Clatsop County's economy would lose $2.5 million annually if the fishery were lost, according to a letter written by Clatsop County acting Director of the Community Development Department Randy Trevillian.
"If they're going to take away Lois-Mott embayment, they're going to have to put up some money for developing a new fishery," Westerholm said.
Westerholm said fishers and county officials who manage the site are "in the process of developing litigation if they're going to continue in this direction." Environmentalists who challenged the project in 2000 say they still question whether state regulators could have imposed higher standards on the project as a means of lessening environmental degradation. Nina Bell, attorney and executive director for Northwest Environmental Advocates, said she is eager to see the ROD to determine how the project has changed since earlier incarnations. Bell also said NWEA will file a court challenge to a component of the project contributed by the National Marine Fisheries Service. Bell wouldn't elaborate on details.
The proposal, led by the Army Corps of Engineers' Portland office and multiple ports along the Columbia River, has generated controversy in recent years. The project was derailed in 2000 by environmentalists who said it would harm salmon and other inhabitants of the river.
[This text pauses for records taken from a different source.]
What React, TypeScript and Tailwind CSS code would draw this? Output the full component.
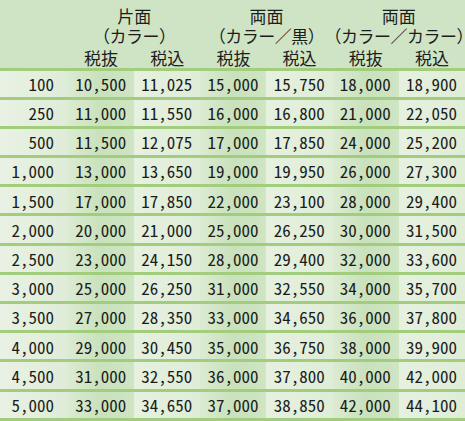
const groups = [
  { title: '片面', sub: '（カラー）' },
  { title: '両面', sub: '（カラー／黒）' },
  { title: '両面', sub: '（カラー／カラー）' },
];

const rows: [string, string[]][] = [
  ['100', ['10,500', '11,025', '15,000', '15,750', '18,000', '18,900']],
  ['250', ['11,000', '11,550', '16,000', '16,800', '21,000', '22,050']],
  ['500', ['11,500', '12,075', '17,000', '17,850', '24,000', '25,200']],
  ['1,000', ['13,000', '13,650', '19,000', '19,950', '26,000', '27,300']],
  ['1,500', ['17,000', '17,850', '22,000', '23,100', '28,000', '29,400']],
  ['2,000', ['20,000', '21,000', '25,000', '26,250', '30,000', '31,500']],
  ['2,500', ['23,000', '24,150', '28,000', '29,400', '32,000', '33,600']],
  ['3,000', ['25,000', '26,250', '31,000', '32,550', '34,000', '35,700']],
  ['3,500', ['27,000', '28,350', '33,000', '34,650', '36,000', '37,800']],
  ['4,000', ['29,000', '30,450', '35,000', '36,750', '38,000', '39,900']],
  ['4,500', ['31,000', '32,550', '36,000', '37,800', '40,000', '42,000']],
  ['5,000', ['33,000', '34,650', '37,000', '38,850', '42,000', '44,100']],
];

const numFont = "font-['Noto_Sans_Mono_CJK_JP','Noto_Sans_CJK_JP',monospace]";

export default function App() {
  return (
    <div className="w-[465px] h-[421px] overflow-hidden bg-[#cfe4c5] text-[#1c1c1c] font-['Noto_Sans_CJK_JP','Noto_Sans',sans-serif]">
      {/* header */}
      <div className="grid grid-cols-[68px_repeat(6,1fr)] h-[67.5px] text-[17px]">
        <div className="row-span-2" />
        {groups.map((g, i) => (
          <div key={i} className="col-span-2 flex flex-col items-center pt-[6px] leading-[19.5px]">
            <div className="flex justify-center whitespace-nowrap">{g.title}</div>
            <div className="flex justify-center whitespace-nowrap w-full tracking-[-0.5px]">{g.sub}</div>
          </div>
        ))}
        {groups.map((g, i) => (
          <div key={'s' + i} className="col-span-2 grid grid-cols-2 mt-[2.5px] leading-[20px]">
            <div className="text-center">税抜</div>
            <div className="text-center">税込</div>
          </div>
        ))}
      </div>

      {/* body */}
      {rows.map(([qty, prices]) => (
        <div
          key={qty}
          className={`grid grid-cols-[68px_repeat(6,1fr)] h-[29.2px] border-t-[3px] border-[#a2cd7c] text-[17px] ${numFont}`}
        >
          <div className="flex items-center justify-end pr-[14px] bg-linear-to-r from-[#e9f2e4] to-[#dfecd8]">{qty}</div>
          {prices.map((p, j) => (
            <div
              key={j}
              className={
                j % 2 === 0
                  ? 'flex items-center justify-end pr-2 bg-linear-to-r from-[#dbebd2] via-[#c9e1bc] to-[#cfe5c3]'
                  : 'flex items-center justify-end pr-2 bg-linear-to-r from-[#e6f1e0] to-[#dfedd7]'
              }
            >
              {p}
            </div>
          ))}
        </div>
      ))}
      <div className="h-[3px] bg-[#a2cd7c]" />
    </div>
  );
}
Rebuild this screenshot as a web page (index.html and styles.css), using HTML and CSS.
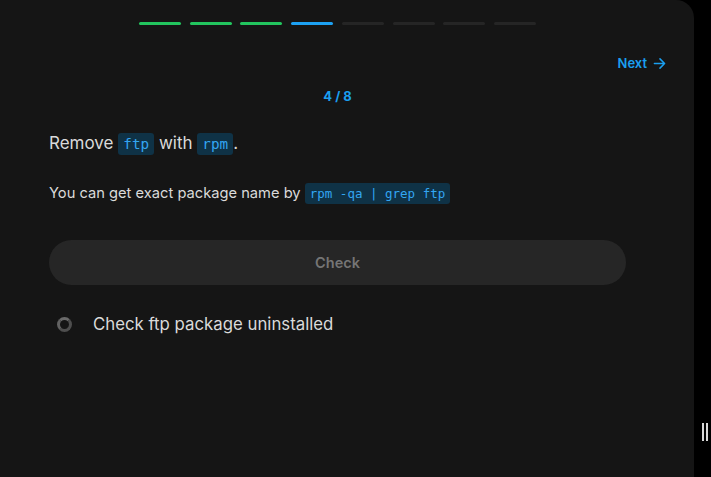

After major review by consulting scientists and shipping experts, the corps altered the proposal and resubmitted it to state and federal natural resource agencies for approvals.
By this summer, the corps readied the proposal for review by its headquarters office. That process, however, was snarled until the Port of Vancouver and the Port of Portland reached a settlement with a Vancouver, Wash., environmental group Oct. 10. Crane, also known as Columbia River Alliance for Nurturing the Environment, challenged approvals granted by Washington state natural resource agencies.
The matter was scheduled to be heard in a public hearing the first week of October but was superseded when the discussion turned to the potential for a far-reaching settlement. The settlement calls for the Port of Vancouver to set aside 500 acres for wildlife habitat and contribute $750,000 to Crane. In return, Crane agreed to drop multiple court actions challenging the channel deepening project.